Two candidate songs produced by Gianluigi Fazio took part in Digital Battle: "Freaky!" and "Obsessed". "Freaky!", co-written by Danish songwriters Henrik Steen Hansen and Nanna Bottos, was described by Cristian Scarpone of Wiwibloggs as being a fun disco track following in the tradition of San Marino's recent disco entries from Serhat, as well as Valentina Monetta and Jimmy Wilson. "Obsessed" is a revamped English-language production of Senhit's single "Un bel niente" (2019) with additional songwriting credits for Charli Taft and Olivier Nordh. Both songs were described by the media as being electropop. Voting was made available through Senhit's official website between 7 and 8 March 2020 and the winning song, "Freaky!", was announced on 9 March 2020. SMRTV reported that the event received 31,846 votes from over 200,000 unique visitors to the website during the voting period. "Freaky!" received 16,433 votes (52%), while "Obsessed" received 15,413 votes (48%). Luca Tommassini, who directed the music video for "Dark Room", served as artistic director for the nation's preparations for the 2020 contest.

== At Eurovision ==
The Eurovision Song Contest 2020 was originally scheduled to take place at Rotterdam Ahoy in Rotterdam, Netherlands and consist of two semi-finals on 12 and 14 May, respectively, and a final on 16 May 2020. All nations with the exceptions of the host country and the "Big Five", consisting of , , , and the , would have been required to qualify from one of two semi-finals in order to compete for the final; the top 10 countries from each semi-final would have progressed to the final. On 28 January 2020, the allocation draw was held at Rotterdam City Hall, placing San Marino into the first half of the second semi-final. However, due to the COVID-19 pandemic in Europe, the contest was cancelled on 18 March 2020. The European Broadcasting Union (EBU) announced soon after that entries intended for 2020 would not be eligible for the following year, though each broadcaster would be able to send either their 2020 representative or a new one. During the replacement event Eurovision: Europe Shine a Light, which showcased the entries that were set to take part in the contest, Senhit announced that she would return to represent the nation at the Eurovision Song Contest 2021.

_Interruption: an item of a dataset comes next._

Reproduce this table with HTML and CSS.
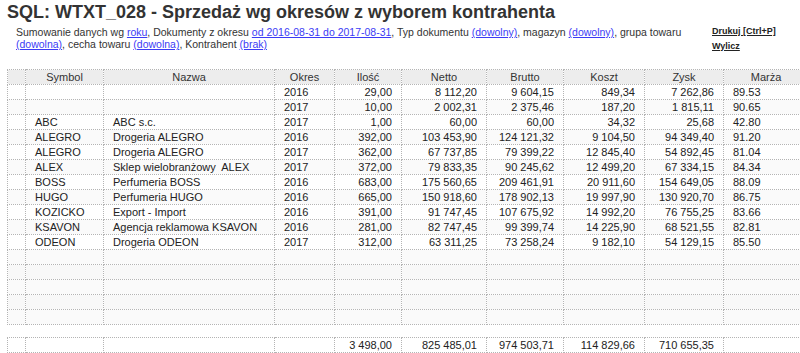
FILE: index.html
```html
<!DOCTYPE html>
<html lang="pl">
<head>
<meta charset="utf-8">
<title>SQL: WTXT_028</title>
<link rel="stylesheet" href="styles.css">
</head>
<body>
<div class="page">
  <h1 class="title">SQL: WTXT_028 - Sprzedaż wg okresów z wyborem kontrahenta</h1>
  <div class="info">
    <p class="desc">Sumowanie danych wg <a href="#">roku</a>, Dokumenty z okresu <a href="#">od 2016-08-31 do 2017-08-31</a>, Typ dokumentu <a href="#">(dowolny)</a>, magazyn <a href="#">(dowolny)</a>, grupa towaru <a href="#">(dowolna)</a>, cecha towaru <a href="#">(dowolna)</a>, Kontrahent <a href="#">(brak)</a></p>
    <div class="actions">
      <a href="#">Drukuj [Ctrl+P]</a>
      <a href="#">Wylicz</a>
    </div>
  </div>
  <table class="grid">
    <colgroup>
      <col class="c0"><col class="c1"><col class="c2"><col class="c3"><col class="c4"><col class="c5"><col class="c6"><col class="c7"><col class="c8"><col class="c9">
    </colgroup>
    <thead>
      <tr><th></th><th>Symbol</th><th>Nazwa</th><th>Okres</th><th>Ilość</th><th>Netto</th><th>Brutto</th><th>Koszt</th><th>Zysk</th><th>Marża</th></tr>
    </thead>
    <tbody>
      <tr><td></td><td></td><td></td><td>2016</td><td class="n">29,00</td><td class="n">8 112,20</td><td class="n">9 604,15</td><td class="n">849,34</td><td class="n">7 262,86</td><td>89.53</td></tr>
      <tr><td></td><td></td><td></td><td>2017</td><td class="n">10,00</td><td class="n">2 002,31</td><td class="n">2 375,46</td><td class="n">187,20</td><td class="n">1 815,11</td><td>90.65</td></tr>
      <tr><td></td><td>ABC</td><td>ABC s.c.</td><td>2017</td><td class="n">1,00</td><td class="n">60,00</td><td class="n">60,00</td><td class="n">34,32</td><td class="n">25,68</td><td>42.80</td></tr>
      <tr><td></td><td>ALEGRO</td><td>Drogeria ALEGRO</td><td>2016</td><td class="n">392,00</td><td class="n">103 453,90</td><td class="n">124 121,32</td><td class="n">9 104,50</td><td class="n">94 349,40</td><td>91.20</td></tr>
      <tr><td></td><td>ALEGRO</td><td>Drogeria ALEGRO</td><td>2017</td><td class="n">362,00</td><td class="n">67 737,85</td><td class="n">79 399,22</td><td class="n">12 845,40</td><td class="n">54 892,45</td><td>81.04</td></tr>
      <tr><td></td><td>ALEX</td><td>Sklep wielobranżowy&nbsp; ALEX</td><td>2017</td><td class="n">372,00</td><td class="n">79 833,35</td><td class="n">90 245,62</td><td class="n">12 499,20</td><td class="n">67 334,15</td><td>84.34</td></tr>
      <tr><td></td><td>BOSS</td><td>Perfumeria BOSS</td><td>2016</td><td class="n">683,00</td><td class="n">175 560,65</td><td class="n">209 461,91</td><td class="n">20 911,60</td><td class="n">154 649,05</td><td>88.09</td></tr>
      <tr><td></td><td>HUGO</td><td>Perfumeria HUGO</td><td>2016</td><td class="n">665,00</td><td class="n">150 918,60</td><td class="n">178 902,13</td><td class="n">19 997,90</td><td class="n">130 920,70</td><td>86.75</td></tr>
      <tr><td></td><td>KOZICKO</td><td>Export - Import</td><td>2016</td><td class="n">391,00</td><td class="n">91 747,45</td><td class="n">107 675,92</td><td class="n">14 992,20</td><td class="n">76 755,25</td><td>83.66</td></tr>
      <tr><td></td><td>KSAVON</td><td>Agencja reklamowa KSAVON</td><td>2016</td><td class="n">281,00</td><td class="n">82 747,45</td><td class="n">99 399,74</td><td class="n">14 225,90</td><td class="n">68 521,55</td><td>82.81</td></tr>
      <tr><td></td><td>ODEON</td><td>Drogeria ODEON</td><td>2017</td><td class="n">312,00</td><td class="n">63 311,25</td><td class="n">73 258,24</td><td class="n">9 182,10</td><td class="n">54 129,15</td><td>85.50</td></tr>
      <tr class="empty"><td></td><td></td><td></td><td></td><td></td><td></td><td></td><td></td><td></td><td></td></tr>
      <tr class="empty"><td></td><td></td><td></td><td></td><td></td><td></td><td></td><td></td><td></td><td></td></tr>
      <tr class="empty"><td></td><td></td><td></td><td></td><td></td><td></td><td></td><td></td><td></td><td></td></tr>
      <tr class="empty"><td></td><td></td><td></td><td></td><td></td><td></td><td></td><td></td><td></td><td></td></tr>
      <tr class="empty"><td></td><td></td><td></td><td></td><td></td><td></td><td></td><td></td><td></td><td></td></tr>
    </tbody>
  </table>
  <table class="grid totals">
    <colgroup>
      <col class="c0"><col class="c1"><col class="c2"><col class="c3"><col class="c4"><col class="c5"><col class="c6"><col class="c7"><col class="c8"><col class="c9">
    </colgroup>
    <tbody>
      <tr><td></td><td></td><td></td><td></td><td class="n">3 498,00</td><td class="n">825 485,01</td><td class="n">974 503,71</td><td class="n">114 829,66</td><td class="n">710 655,35</td><td></td></tr>
    </tbody>
  </table>
</div>
</body>
</html>
```

FILE: styles.css
```css
html, body {
  margin: 0;
  padding: 0;
  background: #fff;
  overflow: hidden;
}

body {
  font-family: "Liberation Sans", Arial, sans-serif;
  color: #333;
}

.page {
  padding: 2px 0 0 7px;
  width: 810px;
}

.title {
  margin: 0;
  font-size: 18px;
  font-weight: bold;
  line-height: 20px;
  color: #333;
  white-space: nowrap;
}

.info {
  display: flex;
  align-items: flex-start;
  margin-top: 4px;
}

.desc {
  margin: 0 0 0 9px;
  width: 682px;
  font-size: 10.5px;
  line-height: 12px;
  color: #333;
}

.desc a {
  color: #3b3bf5;
  text-decoration: underline;
}

.actions {
  display: flex;
  flex-direction: column;
  margin-left: 14px;
  gap: 4px;
}

.actions a {
  font-size: 9px;
  font-weight: bold;
  line-height: 11px;
  color: #222;
  text-decoration: underline;
}

.grid {
  border-collapse: collapse;
  table-layout: fixed;
  width: 801px;
  font-size: 11px;
  color: #222;
  margin-top: 17px;
}

.grid th,
.grid td {
  border: 1px dotted #b4b4b4;
  height: 14px;
  padding: 0 9px;
  line-height: 14px;
  white-space: nowrap;
  overflow: hidden;
  text-align: left;
}

.grid th {
  background: #ededed;
  font-weight: normal;
  text-align: center;
  color: #333;
}

.grid td.n {
  text-align: right;
}

.grid tbody tr:nth-child(even) td {
  background: #fafafa;
}

.grid tr.empty td {
  background: #f8f8f8;
}

.totals {
  margin-top: 12px;
}

.totals tbody tr td {
  background: #fff;
}

.c0 { width: 18px; }
.c1 { width: 78px; }
.c2 { width: 171px; }
.c3 { width: 60px; }
.c4 { width: 67px; }
.c5 { width: 85px; }
.c6 { width: 77px; }
.c7 { width: 81px; }
.c8 { width: 79px; }
.c9 { width: 85px; }
```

=== Alternative song contests ===
Some of the broadcasters scheduled to take part in the Eurovision Song Contest 2020 organised alternative competitions. Austria's ORF broadcast Der kleine Song Contest in April 2020, which saw every entry being assigned to one of three semi-finals. A jury consisting of 10 singers that had represented Austria in the Eurovision Song Contest were tasked with ranking each song; the best-placed entry in each semi-final advanced to the final round. In the first semi-final on 14 April 2020, San Marino placed 13th in a field of 14 participants, achieving 35 points. San Marino's song also partook in Sveriges Television's Sveriges 12:a in May, though it failed to qualify for the final round.